(Information provided):
────────────────

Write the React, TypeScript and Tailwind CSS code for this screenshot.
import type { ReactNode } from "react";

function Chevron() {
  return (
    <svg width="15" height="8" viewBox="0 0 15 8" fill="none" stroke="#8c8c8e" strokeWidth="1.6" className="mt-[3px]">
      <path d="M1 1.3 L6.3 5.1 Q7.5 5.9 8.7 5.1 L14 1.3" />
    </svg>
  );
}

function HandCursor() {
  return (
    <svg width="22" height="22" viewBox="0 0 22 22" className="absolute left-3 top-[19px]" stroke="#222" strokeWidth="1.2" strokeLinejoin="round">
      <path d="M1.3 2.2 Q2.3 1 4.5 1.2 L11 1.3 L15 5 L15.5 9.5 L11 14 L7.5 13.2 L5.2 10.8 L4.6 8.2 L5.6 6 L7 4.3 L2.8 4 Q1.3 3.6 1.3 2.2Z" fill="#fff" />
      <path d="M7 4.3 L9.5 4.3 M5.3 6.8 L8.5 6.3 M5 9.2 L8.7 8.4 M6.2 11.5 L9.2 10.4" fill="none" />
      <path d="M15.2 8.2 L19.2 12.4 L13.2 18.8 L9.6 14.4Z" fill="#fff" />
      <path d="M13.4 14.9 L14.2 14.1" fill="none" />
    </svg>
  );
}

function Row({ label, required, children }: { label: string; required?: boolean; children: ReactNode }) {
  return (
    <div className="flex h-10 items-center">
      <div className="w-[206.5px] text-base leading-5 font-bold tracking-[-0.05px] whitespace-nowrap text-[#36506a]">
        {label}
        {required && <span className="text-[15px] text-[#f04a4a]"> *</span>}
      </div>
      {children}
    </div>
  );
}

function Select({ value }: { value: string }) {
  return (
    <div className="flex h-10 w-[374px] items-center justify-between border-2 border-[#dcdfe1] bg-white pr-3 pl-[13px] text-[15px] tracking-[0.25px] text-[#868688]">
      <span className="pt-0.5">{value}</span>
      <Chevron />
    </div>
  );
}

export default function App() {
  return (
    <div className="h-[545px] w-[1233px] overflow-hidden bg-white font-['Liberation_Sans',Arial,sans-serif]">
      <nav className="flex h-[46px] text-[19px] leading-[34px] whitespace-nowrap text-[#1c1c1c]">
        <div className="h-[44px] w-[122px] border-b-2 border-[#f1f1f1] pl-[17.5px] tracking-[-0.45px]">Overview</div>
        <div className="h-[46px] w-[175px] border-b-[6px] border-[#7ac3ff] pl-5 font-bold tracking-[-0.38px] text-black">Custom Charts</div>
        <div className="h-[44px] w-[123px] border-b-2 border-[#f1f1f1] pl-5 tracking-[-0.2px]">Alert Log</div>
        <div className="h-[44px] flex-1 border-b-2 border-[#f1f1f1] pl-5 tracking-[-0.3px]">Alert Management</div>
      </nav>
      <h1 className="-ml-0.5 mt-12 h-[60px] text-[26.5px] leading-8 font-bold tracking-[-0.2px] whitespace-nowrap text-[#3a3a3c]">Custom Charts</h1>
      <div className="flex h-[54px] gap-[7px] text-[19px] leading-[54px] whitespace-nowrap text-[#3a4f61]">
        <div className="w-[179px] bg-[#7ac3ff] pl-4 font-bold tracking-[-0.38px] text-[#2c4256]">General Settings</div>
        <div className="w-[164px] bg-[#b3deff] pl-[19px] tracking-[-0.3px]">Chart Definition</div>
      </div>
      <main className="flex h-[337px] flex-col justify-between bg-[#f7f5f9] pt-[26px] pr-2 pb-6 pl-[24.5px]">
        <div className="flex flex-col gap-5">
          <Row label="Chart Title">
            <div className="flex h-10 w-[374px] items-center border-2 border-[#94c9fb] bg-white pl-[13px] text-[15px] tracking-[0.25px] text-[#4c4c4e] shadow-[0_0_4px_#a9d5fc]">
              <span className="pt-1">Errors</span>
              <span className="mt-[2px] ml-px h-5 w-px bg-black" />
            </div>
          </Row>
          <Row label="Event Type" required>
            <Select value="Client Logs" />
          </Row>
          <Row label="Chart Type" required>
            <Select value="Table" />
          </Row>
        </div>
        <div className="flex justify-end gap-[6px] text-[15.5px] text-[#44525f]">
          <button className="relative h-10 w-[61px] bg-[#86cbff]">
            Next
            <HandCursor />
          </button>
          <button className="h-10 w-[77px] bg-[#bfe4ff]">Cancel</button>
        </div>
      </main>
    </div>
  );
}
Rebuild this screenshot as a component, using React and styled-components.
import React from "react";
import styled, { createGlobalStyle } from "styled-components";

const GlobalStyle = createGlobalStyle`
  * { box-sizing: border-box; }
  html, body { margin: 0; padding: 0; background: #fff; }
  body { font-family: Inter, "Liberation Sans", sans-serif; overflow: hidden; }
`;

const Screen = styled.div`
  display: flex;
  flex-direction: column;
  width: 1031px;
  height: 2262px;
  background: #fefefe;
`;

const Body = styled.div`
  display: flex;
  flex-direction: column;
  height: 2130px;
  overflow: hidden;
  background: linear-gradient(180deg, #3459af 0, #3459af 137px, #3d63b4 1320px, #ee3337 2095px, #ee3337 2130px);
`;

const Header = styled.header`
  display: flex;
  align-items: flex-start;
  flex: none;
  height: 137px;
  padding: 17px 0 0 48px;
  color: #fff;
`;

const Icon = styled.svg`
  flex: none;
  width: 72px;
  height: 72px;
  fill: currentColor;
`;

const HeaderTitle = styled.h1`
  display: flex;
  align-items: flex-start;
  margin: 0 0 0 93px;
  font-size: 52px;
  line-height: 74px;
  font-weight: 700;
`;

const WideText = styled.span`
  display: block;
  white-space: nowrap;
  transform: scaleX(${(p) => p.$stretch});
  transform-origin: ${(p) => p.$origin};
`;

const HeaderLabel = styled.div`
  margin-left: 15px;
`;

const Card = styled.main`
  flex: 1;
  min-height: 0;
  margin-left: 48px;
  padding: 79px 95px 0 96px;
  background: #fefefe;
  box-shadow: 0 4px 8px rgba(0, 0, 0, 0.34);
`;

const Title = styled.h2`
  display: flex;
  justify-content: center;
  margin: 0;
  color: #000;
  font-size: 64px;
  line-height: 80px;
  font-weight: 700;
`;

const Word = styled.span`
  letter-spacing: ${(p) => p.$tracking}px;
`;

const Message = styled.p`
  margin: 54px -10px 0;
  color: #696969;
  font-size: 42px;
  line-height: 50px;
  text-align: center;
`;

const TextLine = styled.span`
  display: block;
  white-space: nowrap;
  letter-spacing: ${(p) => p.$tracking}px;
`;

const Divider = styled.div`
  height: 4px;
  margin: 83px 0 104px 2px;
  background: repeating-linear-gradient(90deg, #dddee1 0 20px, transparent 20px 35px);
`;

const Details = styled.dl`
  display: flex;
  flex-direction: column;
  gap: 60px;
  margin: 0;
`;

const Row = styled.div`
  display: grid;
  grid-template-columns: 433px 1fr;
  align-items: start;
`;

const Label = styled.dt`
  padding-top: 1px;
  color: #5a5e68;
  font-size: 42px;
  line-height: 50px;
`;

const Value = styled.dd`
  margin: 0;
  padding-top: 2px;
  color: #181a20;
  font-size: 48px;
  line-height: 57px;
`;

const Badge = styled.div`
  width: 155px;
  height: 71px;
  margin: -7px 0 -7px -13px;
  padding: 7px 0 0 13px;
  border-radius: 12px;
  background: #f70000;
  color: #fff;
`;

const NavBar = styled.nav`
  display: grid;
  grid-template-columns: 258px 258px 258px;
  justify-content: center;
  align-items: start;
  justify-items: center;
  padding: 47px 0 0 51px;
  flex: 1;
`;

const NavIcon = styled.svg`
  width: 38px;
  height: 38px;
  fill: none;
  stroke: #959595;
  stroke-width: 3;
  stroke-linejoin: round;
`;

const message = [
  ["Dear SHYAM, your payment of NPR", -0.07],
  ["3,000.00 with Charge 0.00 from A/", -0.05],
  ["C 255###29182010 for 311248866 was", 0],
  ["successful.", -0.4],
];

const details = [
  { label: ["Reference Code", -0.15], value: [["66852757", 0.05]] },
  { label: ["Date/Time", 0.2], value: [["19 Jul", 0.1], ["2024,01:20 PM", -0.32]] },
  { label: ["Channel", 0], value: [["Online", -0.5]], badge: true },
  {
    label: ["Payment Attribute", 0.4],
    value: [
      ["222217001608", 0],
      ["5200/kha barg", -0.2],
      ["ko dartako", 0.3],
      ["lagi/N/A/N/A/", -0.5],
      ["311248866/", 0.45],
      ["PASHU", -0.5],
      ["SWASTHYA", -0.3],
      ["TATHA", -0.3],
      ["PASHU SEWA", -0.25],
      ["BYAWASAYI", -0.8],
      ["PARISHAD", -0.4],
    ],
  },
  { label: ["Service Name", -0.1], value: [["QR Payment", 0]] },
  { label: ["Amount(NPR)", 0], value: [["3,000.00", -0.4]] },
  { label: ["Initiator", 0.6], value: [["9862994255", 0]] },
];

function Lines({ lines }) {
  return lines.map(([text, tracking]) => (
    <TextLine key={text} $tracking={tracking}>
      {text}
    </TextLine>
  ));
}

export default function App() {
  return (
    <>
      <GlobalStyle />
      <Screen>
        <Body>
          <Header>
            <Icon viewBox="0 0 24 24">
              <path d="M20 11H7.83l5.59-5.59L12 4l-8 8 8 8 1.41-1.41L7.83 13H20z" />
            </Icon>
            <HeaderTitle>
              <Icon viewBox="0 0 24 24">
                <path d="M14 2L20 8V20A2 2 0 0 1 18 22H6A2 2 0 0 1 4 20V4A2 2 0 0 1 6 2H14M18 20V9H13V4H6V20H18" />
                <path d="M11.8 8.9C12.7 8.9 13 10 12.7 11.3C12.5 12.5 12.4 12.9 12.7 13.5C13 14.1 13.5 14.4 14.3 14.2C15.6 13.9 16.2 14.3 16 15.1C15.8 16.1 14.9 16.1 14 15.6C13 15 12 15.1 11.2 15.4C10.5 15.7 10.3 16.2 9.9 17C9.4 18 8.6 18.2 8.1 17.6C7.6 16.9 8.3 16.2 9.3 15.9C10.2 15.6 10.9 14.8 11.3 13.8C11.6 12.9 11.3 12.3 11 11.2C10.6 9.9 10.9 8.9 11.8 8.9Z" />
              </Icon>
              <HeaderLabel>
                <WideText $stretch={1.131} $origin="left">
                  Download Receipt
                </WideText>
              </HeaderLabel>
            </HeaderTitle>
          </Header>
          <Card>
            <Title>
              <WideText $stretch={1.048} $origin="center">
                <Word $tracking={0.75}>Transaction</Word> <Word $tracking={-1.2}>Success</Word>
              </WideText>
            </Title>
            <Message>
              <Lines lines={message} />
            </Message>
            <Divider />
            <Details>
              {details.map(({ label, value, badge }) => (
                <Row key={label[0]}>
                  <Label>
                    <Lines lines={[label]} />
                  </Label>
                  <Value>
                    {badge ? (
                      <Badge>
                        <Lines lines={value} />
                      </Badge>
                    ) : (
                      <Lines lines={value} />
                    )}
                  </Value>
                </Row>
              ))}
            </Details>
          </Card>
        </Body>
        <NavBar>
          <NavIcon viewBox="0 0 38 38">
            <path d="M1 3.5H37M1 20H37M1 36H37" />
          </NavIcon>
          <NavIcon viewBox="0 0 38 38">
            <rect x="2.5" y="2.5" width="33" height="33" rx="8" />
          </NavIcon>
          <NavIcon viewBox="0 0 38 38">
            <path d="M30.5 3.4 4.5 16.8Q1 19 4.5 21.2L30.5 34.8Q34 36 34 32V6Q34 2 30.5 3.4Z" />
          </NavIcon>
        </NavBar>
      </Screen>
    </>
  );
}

────────────────

(Exercise aim):
Lines that hold "screenshot" are the ones to copy; find all of them.

(Result for this task):
Write the React, TypeScript and Tailwind CSS code for this screenshot.
Rebuild this screenshot as a component, using React and styled-components.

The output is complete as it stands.